# start of DATA LINES

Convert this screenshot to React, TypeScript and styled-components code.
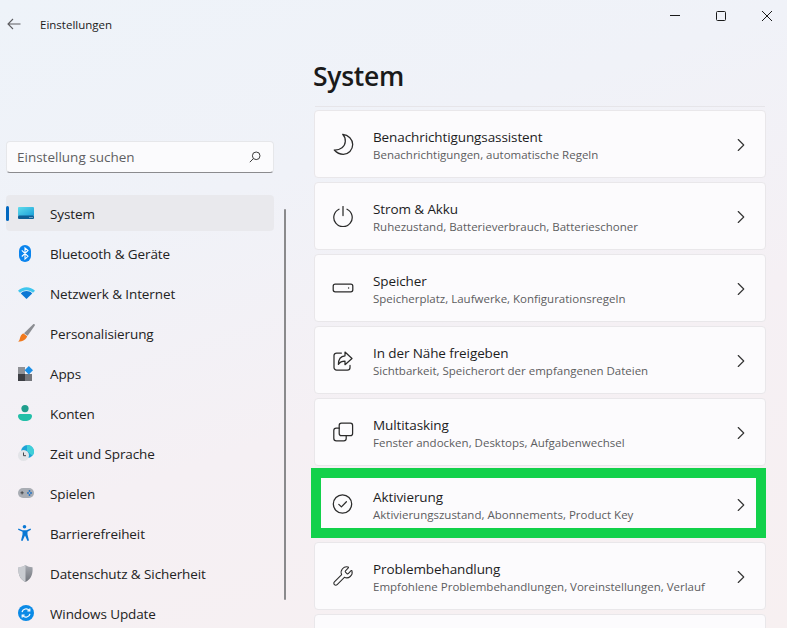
import React from "react"
import styled, { createGlobalStyle } from "styled-components"
import { ChevronRight, Wrench } from "lucide-react"

const GlobalStyle = createGlobalStyle`
  html, body {
    margin: 0;
    padding: 0;
    height: 100%;
    overflow: hidden;
    font-family: "Open Sans", "Noto Sans", "Liberation Sans", sans-serif;
  }
`

const Line = ({ children }: { children: React.ReactNode }) => (
  <svg width="22" height="22" viewBox="0 0 22 22" fill="none" stroke="#2b2b2b" strokeWidth="1.25" strokeLinecap="round" strokeLinejoin="round">
    {children}
  </svg>
)

const MoonIcon = () => (
  <Line>
    <path d="M10.7 1.3C16.5 1.8 20.7 6.5 20.7 11.6 20.7 17 16.5 21.3 11.3 21.3 7.8 21.3 4.6 19.6 2.3 17 8.5 17.2 13 13.5 13.3 8.5 13.5 5.8 12.6 3.3 10.7 1.3z" />
  </Line>
)

const PowerIcon = () => (
  <Line>
    <path d="M11 1.5v9" />
    <path d="M7 4.2a9.2 9.2 0 1 0 8 0" />
  </Line>
)

const StorageIcon = () => (
  <Line>
    <rect x="1.2" y="7.2" width="19.6" height="7.6" rx="2" />
    <circle cx="16.6" cy="11" r=".7" fill="#2b2b2b" stroke="none" />
  </Line>
)

const ShareIcon = () => (
  <Line>
    <path d="M9.4 4H4.6A2.6 2.6 0 0 0 2 6.6v11.8A2.6 2.6 0 0 0 4.6 21h10.8a2.6 2.6 0 0 0 2.6-2.6v-2" />
    <path d="M13 3l7 6.5-7 6.2v-3.5c-3 0-5 .8-6.6 3.2 0-5 2.4-8.3 6.6-8.600z" />
  </Line>
)

const MultitaskIcon = () => (
  <Line>
    <rect x="7.2" y="2.2" width="13.4" height="12.4" rx="2.2" />
    <path d="M7.2 7.2H4.2a2.4 2.4 0 0 0-2.4 2.4v7.6a2.6 2.6 0 0 0 2.6 2.6h7.4a2.4 2.4 0 0 0 2.4-2.4v-2.8" />
  </Line>
)

const CheckIcon = () => (
  <Line>
    <circle cx="10.5" cy="11" r="9.2" />
    <path d="M6.8 11.4l2.6 2.5 5-5.2" />
  </Line>
)

const SystemIcon = () => (
  <svg width="16" height="12" viewBox="0 0 16 12">
    <defs>
      <linearGradient id="sys" x1="0" y1="0" x2="1" y2="1">
        <stop offset="0" stopColor="#5fdcec" />
        <stop offset="1" stopColor="#1a9fd8" />
      </linearGradient>
    </defs>
    <rect width="16" height="9" rx="1" fill="url(#sys)" />
    <rect width="16" height="3.6" y="8.4" rx="1" fill="#0e5f95" />
    <rect x="11.5" y="10" width="1" height="1" fill="#cfe6f2" />
    <rect x="13.5" y="10" width="1" height="1" fill="#cfe6f2" />
  </svg>
)

const BluetoothIcon = () => (
  <svg width="14" height="17" viewBox="0 0 14 17">
    <rect x="1" width="12" height="17" rx="6" fill="#0a84ee" />
    <path d="M3.8 5.3l6.2 6-3 2.8V2.9l3 2.6-6.2 6" fill="none" stroke="#fff" strokeWidth="1.1" />
  </svg>
)

const WifiIcon = () => (
  <svg width="17" height="12" viewBox="0 0 17 12">
    <path d="M0 3.8C4.6-1 12.4-1 17 3.8L15 5.8C11.4 2.4 5.6 2.4 2 5.8z" fill="#3fc6ee" />
    <path d="M2.8 6.4C6 3.3 11 3.3 14.2 6.4L8.5 12z" fill="#0c78d4" />
  </svg>
)

const BrushIcon = () => (
  <svg width="17" height="18" viewBox="0 0 17 18">
    <path d="M15.2.3c.9-.6 2 .3 1.600 1.300L9.600 11.800 6 9.200z" fill="#8b8d92" />
    <path d="M5.600 9.600l3.600 2.600c-.8 3-4.200 5.400-9 5.500 1.800-1.400 1.400-3.400 2.400-5.400.6-1.300 1.600-2.400 3-2.700z" fill="#f0791e" />
  </svg>
)

const AppsIcon = () => (
  <svg width="15" height="15" viewBox="0 0 15 15">
    <rect y="1" width="7" height="7" fill="#8f9196" />
    <rect y="8" width="7" height="7" fill="#3d3f44" />
    <rect x="7" y="8" width="7" height="7" fill="#74767b" />
    <path d="M10.8 0L15 4.200 10.800 8.400 6.600 4.200z" fill="#1b8fe6" />
  </svg>
)

const UserIcon = () => (
  <svg width="14" height="16" viewBox="0 0 14 16">
    <circle cx="7" cy="3.6" r="3.6" fill="#1f9e8d" />
    <path d="M0 11c0-1.200 1-2 2-2h10c1 0 2 .8 2 2 0 3-3 5-7 5s-7-2-7-5z" fill="#22bfa8" />
  </svg>
)

const ClockIcon = () => (
  <svg width="16" height="16" viewBox="0 0 16 16">
    <circle cx="9.5" cy="6.5" r="6.5" fill="#1ea3d6" />
    <path d="M9 0a6.500 6.500 0 0 1 7 6.500c0 1.500-.5 3-1.500 4-2-.5-3-3-5.500-4.500z" fill="#40cfd8" />
    <circle cx="5.5" cy="10.5" r="5.5" fill="#e3e4e8" />
    <path d="M5.500 7.500v3.200h2.500" fill="none" stroke="#44464b" strokeWidth="1" />
  </svg>
)

const GamepadIcon = () => (
  <svg width="16" height="10" viewBox="0 0 16 10">
    <rect width="16" height="10" rx="5" fill="#a9adb4" />
    <path d="M2.500 4.800h3.200M4.100 3.200v3.200" stroke="#3a3c40" strokeWidth=".9" />
    <circle cx="11.5" cy="3" r=".9" fill="#1d6fc4" />
    <circle cx="13" cy="5" r=".9" fill="#1d6fc4" />
    <circle cx="10" cy="5" r=".9" fill="#1d6fc4" />
    <circle cx="11.5" cy="7" r=".9" fill="#1d6fc4" />
  </svg>
)

const AccessIcon = () => (
  <svg width="13" height="16" viewBox="0 0 13 16">
    <circle cx="6.5" cy="1.8" r="1.8" fill="#0a78d4" />
    <path d="M.5 3.600l4 1.700h4l4-1.700.5 1.200-3.500 2v2.700l1.500 6-1.500.5-2.500-5.500-2.500 5.500-1.500-.5 1.500-6V6.800L0 4.800z" fill="#0a78d4" />
  </svg>
)

const ShieldIcon = () => (
  <svg width="15" height="17" viewBox="0 0 15 17">
    <defs>
      <linearGradient id="shield" x1="0" y1="0" x2="0" y2="1">
        <stop offset="0" stopColor="#a8abb2" />
        <stop offset="1" stopColor="#70747b" />
      </linearGradient>
    </defs>
    <path d="M7.500 0c2 1.500 4.500 2.200 7 2.300.6 6.500-1.300 12-7 14.700C1.800 14.300-.1 8.800.5 2.300 3 2.200 5.500 1.500 7.500 0z" fill="url(#shield)" />
    <path d="M7.500 0c-2 1.500-4.500 2.200-7 2.300-.6 6.500 1.300 12 7 14.700z" fill="#c9ccd1" />
  </svg>
)

const UpdateIcon = () => (
  <svg width="16" height="16" viewBox="0 0 16 16">
    <circle cx="8" cy="8" r="8" fill="#0a8ae6" />
    <path d="M4 7.200a4.200 4.200 0 0 1 7.300-1.900M12 8.800a4.200 4.200 0 0 1-7.300 1.900" fill="none" stroke="#fff" strokeWidth="1.2" />
    <path d="M11.800 3.400v2.400H9.400M4.200 12.600v-2.400h2.400" fill="none" stroke="#fff" strokeWidth="1.2" />
  </svg>
)

const navItems = [
  { label: "System", icon: <SystemIcon />, active: true },
  { label: "Bluetooth & Geräte", icon: <BluetoothIcon /> },
  { label: "Netzwerk & Internet", icon: <WifiIcon /> },
  { label: "Personalisierung", icon: <BrushIcon /> },
  { label: "Apps", icon: <AppsIcon /> },
  { label: "Konten", icon: <UserIcon /> },
  { label: "Zeit und Sprache", icon: <ClockIcon /> },
  { label: "Spielen", icon: <GamepadIcon /> },
  { label: "Barrierefreiheit", icon: <AccessIcon /> },
  { label: "Datenschutz & Sicherheit", icon: <ShieldIcon /> },
  { label: "Windows Update", icon: <UpdateIcon /> },
]

const settings = [
  { title: "Benachrichtigungsassistent", sub: "Benachrichtigungen, automatische Regeln", icon: <MoonIcon /> },
  { title: "Strom & Akku", sub: "Ruhezustand, Batterieverbrauch, Batterieschoner", icon: <PowerIcon /> },
  { title: "Speicher", sub: "Speicherplatz, Laufwerke, Konfigurationsregeln", icon: <StorageIcon /> },
  { title: "In der Nähe freigeben", sub: "Sichtbarkeit, Speicherort der empfangenen Dateien", icon: <ShareIcon /> },
  { title: "Multitasking", sub: "Fenster andocken, Desktops, Aufgabenwechsel", icon: <MultitaskIcon /> },
  { title: "Aktivierung", sub: "Aktivierungszustand, Abonnements, Product Key", icon: <CheckIcon />, marked: true },
  { title: "Problembehandlung", sub: "Empfohlene Problembehandlungen, Voreinstellungen, Verlauf", icon: <Wrench size={22} strokeWidth={1.15} color="#2b2b2b" /> },
]

const App = () => (
  <Window>
    <GlobalStyle />
    <TitleBar>
      <BackButton>
        <svg width="14" height="12" viewBox="0 0 14 12" fill="none" stroke="#5d5d60" strokeWidth="1.1">
          <path d="M13.500 6H1M6 1L1 6l5 5" />
        </svg>
      </BackButton>
      <AppName>Einstellungen</AppName>
      <WindowControls>
        <ControlButton>
          <svg width="10" height="10" viewBox="0 0 10 10" stroke="#1a1a1a" strokeWidth="1"><path d="M0 4.500h10" /></svg>
        </ControlButton>
        <ControlButton>
          <svg width="10" height="10" viewBox="0 0 10 10" fill="none" stroke="#1a1a1a" strokeWidth="1"><rect x=".5" y=".5" width="9" height="9" rx="1" /></svg>
        </ControlButton>
        <ControlButton>
          <svg width="10" height="10" viewBox="0 0 10 10" stroke="#1a1a1a" strokeWidth="1"><path d="M0 0l10 10M10 0L0 10" /></svg>
        </ControlButton>
      </WindowControls>
    </TitleBar>
    <Body>
      <Sidebar>
        <SearchBox>
          <SearchText>Einstellung suchen</SearchText>
          <svg width="12" height="12" viewBox="0 0 12 12" fill="none" stroke="#3c3c3c" strokeWidth="1">
            <circle cx="7.2" cy="4.8" r="3.8" />
            <path d="M4.400 7.600L.8 11.200" />
          </svg>
        </SearchBox>
        <NavList>
          {navItems.map((item) => (
            <NavItem key={item.label} $active={item.active}>
              <NavIcon>{item.icon}</NavIcon>
              <NavLabel>{item.label}</NavLabel>
            </NavItem>
          ))}
        </NavList>
        <ScrollThumb />
      </Sidebar>
      <Main>
        <PageTitle>System</PageTitle>
        <TopEdge />
        <CardList>
          {settings.map((s) => (
            <Card key={s.title} $marked={s.marked}>
              <CardIcon>{s.icon}</CardIcon>
              <CardText>
                <CardTitle>{s.title}</CardTitle>
                <CardSub>{s.sub}</CardSub>
              </CardText>
              <Chevron size={22} strokeWidth={1.25} color="#333" />
            </Card>
          ))}
          <Card />
        </CardList>
      </Main>
    </Body>
  </Window>
)

const Window = styled.div`
  width: 787px;
  height: 628px;
  overflow: hidden;
  display: flex;
  flex-direction: column;
  color: #1b1b1b;
  background: linear-gradient(162deg, #eef3f9 0%, #f0f2f8 30%, #f5f0f4 60%, #f7f0f1 100%);
`

const TitleBar = styled.header`
  height: 48px;
  flex: none;
  display: flex;
  align-items: center;
  padding: 0 15px 0 7px;
`

const BackButton = styled.div`
  width: 33px;
  display: flex;
`

const AppName = styled.div`
  font-size: 11.5px;
`

const WindowControls = styled.div`
  margin-left: auto;
  align-self: flex-start;
  margin-top: 11px;
  display: flex;
  gap: 36px;
`

const ControlButton = styled.div`
  width: 10px;
  height: 10px;
  display: flex;
`

const Body = styled.div`
  flex: 1;
  min-height: 0;
  display: flex;
`

const Sidebar = styled.aside`
  position: relative;
  width: 314px;
  flex: none;
  padding: 93px 0 0 6px;
  box-sizing: border-box;
`

const SearchBox = styled.div`
  width: 268px;
  height: 32px;
  margin-bottom: 22px;
  box-sizing: border-box;
  padding: 0 12px 0 10px;
  display: flex;
  align-items: center;
  justify-content: space-between;
  background: #fbfbfd;
  border: 1px solid #e6e7ea;
  border-bottom: 1px solid #8b8b8e;
  border-radius: 4px;
`

const SearchText = styled.span`
  font-size: 13.5px;
  color: #5f5f62;
`

const NavList = styled.nav`
  width: 268px;
  display: flex;
  flex-direction: column;
  gap: 4px;
`

const NavItem = styled.div<{ $active?: boolean }>`
  position: relative;
  height: 36px;
  flex: none;
  display: flex;
  align-items: center;
  border-radius: 4px;
  background: ${(p) => (p.$active ? "#e9e9ed" : "transparent")};

  &::before {
    content: "";
    display: ${(p) => (p.$active ? "block" : "none")};
    position: absolute;
    left: 0;
    top: 11px;
    width: 3px;
    height: 15px;
    border-radius: 2px;
    background: #0067c0;
  }
`

const NavIcon = styled.span`
  width: 44px;
  padding-left: 12px;
  box-sizing: border-box;
  display: flex;
  align-items: center;
`

const NavLabel = styled.span`
  margin-top: 2px;
  font-size: 13.5px;
  letter-spacing: -0.1px;
  color: #222;
`

const ScrollThumb = styled.div`
  position: absolute;
  left: 284px;
  top: 161px;
  width: 2px;
  height: 391px;
  border-radius: 1px;
  background: #8a8a8c;
`

const Main = styled.main`
  flex: 1;
  min-width: 0;
  padding-right: 21px;
  display: flex;
  flex-direction: column;
`

const PageTitle = styled.h1`
  flex: none;
  margin: 8px 0 0 -1px;
  height: 42px;
  line-height: 40px;
  font-size: 26.5px;
  font-weight: 600;
  letter-spacing: -0.3px;
  color: #1a1a1a;
`

const TopEdge = styled.div`
  flex: none;
  height: 1px;
  margin: 8px 1px 3px;
  background: #e6e5e9;
`

const CardList = styled.div`
  flex: none;
  display: flex;
  flex-direction: column;
  gap: 4px;
`

const Card = styled.div<{ $marked?: boolean }>`
  position: relative;
  height: 68px;
  flex: none;
  box-sizing: border-box;
  display: flex;
  align-items: center;
  padding: 0 13px 0 17px;
  background: #fcfbfd;
  border: 1px solid #e9e7ea;
  border-radius: 4px;

  &::after {
    content: "";
    display: ${(p) => (p.$marked ? "block" : "none")};
    position: absolute;
    left: -4px;
    right: -1px;
    top: -3px;
    bottom: -1px;
    border: 10px solid #12d14b;
    pointer-events: none;
  }
`

const CardIcon = styled.div`
  width: 41px;
  height: 22px;
  flex: none;
  display: flex;
  align-items: center;
`

const CardText = styled.div`
  flex: 1;
  min-width: 0;
  padding-top: 4px;
`

const CardTitle = styled.div`
  font-size: 13.5px;
  line-height: 18px;
  letter-spacing: -0.1px;
  color: #1d1d1d;
`

const CardSub = styled.div`
  font-size: 11.5px;
  line-height: 18px;
  color: #5d5d5f;
`

const Chevron = styled(ChevronRight)`
  margin-top: 2px;
  flex: none;
`

export default App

# end of DATA LINES

# EXERCISE REQUIREMENTS
Return solely the number of lines in the data that include the word "components".

# SOLUTION FOR THIS TASK
2